Ambiente

Goletta Verde, inquinate le acque in quattro punti della costa salentina

BARI – “Casi cronici”. Così Legambiente e Goletta Verde, hanno definito, tra gli altri,  i quattro punti del Salento dove, anche per quest’anno, l’acqua è risultata fortemente inquinata.
Si tratta di Castrignano del Capo, Marina di Leuca, nel punto di maggior rischio ovvero il canale di scarico, di Torre Guaceto a Carovigno e di Apani, Brindisi, rispettivamente alla foce dei canali Reale e Posticeddu, e a Marina di Lizzano, alla foce del fiume Ostone.

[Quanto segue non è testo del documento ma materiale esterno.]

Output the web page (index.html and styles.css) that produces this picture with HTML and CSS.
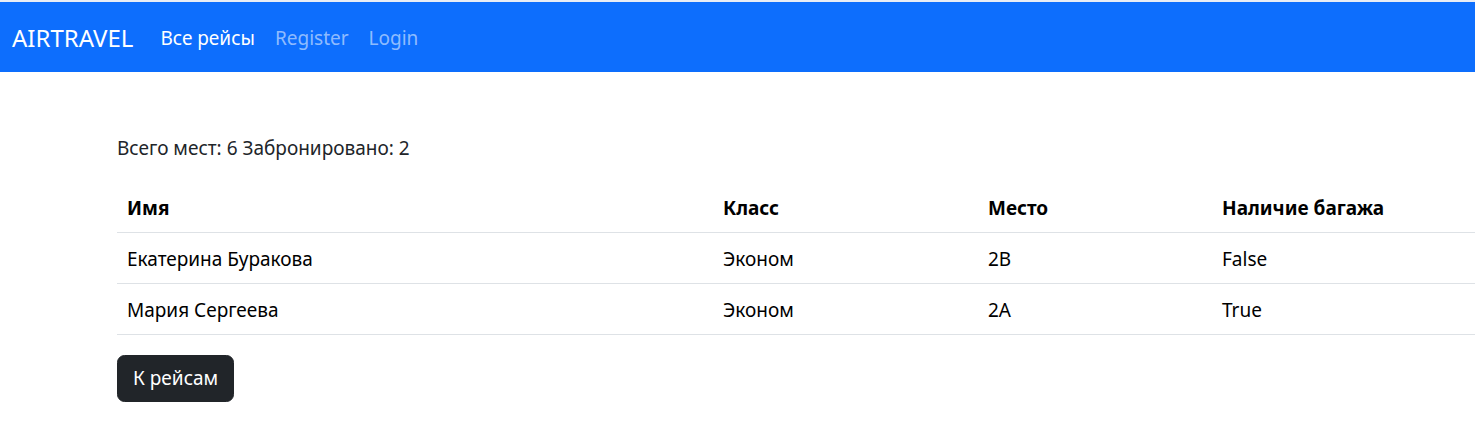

“Fortemente inquinato” vuol dire che la presenza di enterococchi intestinali, Escherichia coli, è risultata più del doppio del limite consentito. Assente anche la cartellonistica che dovrebbe avvisare i cittadini che lì, l’acqua è inquinata.

Nessun novità, ma una conferma – sottolineano gli esperti di Legambiente e Goletta Verde. Nella norma, invece, le acque di Torre Lapillo, Santa Caterina, Gallipoli, Otranto, Vernole nelle Cesine.

La responsabile è la “maladepurazione” – hanno chiarito – “una emergenza ambientale da affrontare con urgenza”. Sull’Italia pesa una condanna da 25milioni di euro e ulteriori 30 ogni sei mesi se non ci si metterà in regola. Un costo che ricade direttamente nelle tasche dei cittadini.

Per il presidente di Legambiente Puglia, Francesco Tarantini, il risultato del monitoraggio fatto tra il 17 e il 20 luglio, è “positivo nel suo complesso ma svela, appunto, il persistere delle criticità”. Il 17% dei depuratori continua a non essere a norma. Dal monitoraggio dell’Arpa Puglia nel 2017 risultano scesi a 32 gli impianti di depurazione che hanno presentato una non conformità alla Direttiva comunitaria (91/271) sul trattamento delle acque reflue urbane. Di questi 14 avevano lavori in corso tali da rendere plausibile un decremento dell’efficienza depurativa e riguardano Galatone, Lizzano, Faggiano.

Resta alta la spesa sostenuta per lo smaltimendo dei fanghi da depurazione. A oggi Acquedotto pugliese, e quindi i cittadini, paga 29milioni di euro per lo smaltimento che per lo più avviene fuori regione. Bisognerà attender il 2020, secondo il nuovo piano rifiuti, per attivare i 60 impianti pugliesi.

Una parte dell’acqua viene riutilizzata in agricoltura, come Santa Cesarea Terme, Trcase, corsano ugento san donaci e martina franca. Ma non è ancora sufficiente.

Castrignano del Capo, tra gli agglomerati segnalati nella procedura di infrazione comunitaria, andrà a norma nel 2020. Mentre Porto Cesareo e Taviano, inclusi nella condanna inflitta all’Italia, andranno a norma rispettivamente entro l’anno e, per il secondo, non appena si disporrà il dissequestro dell’are di cantiere.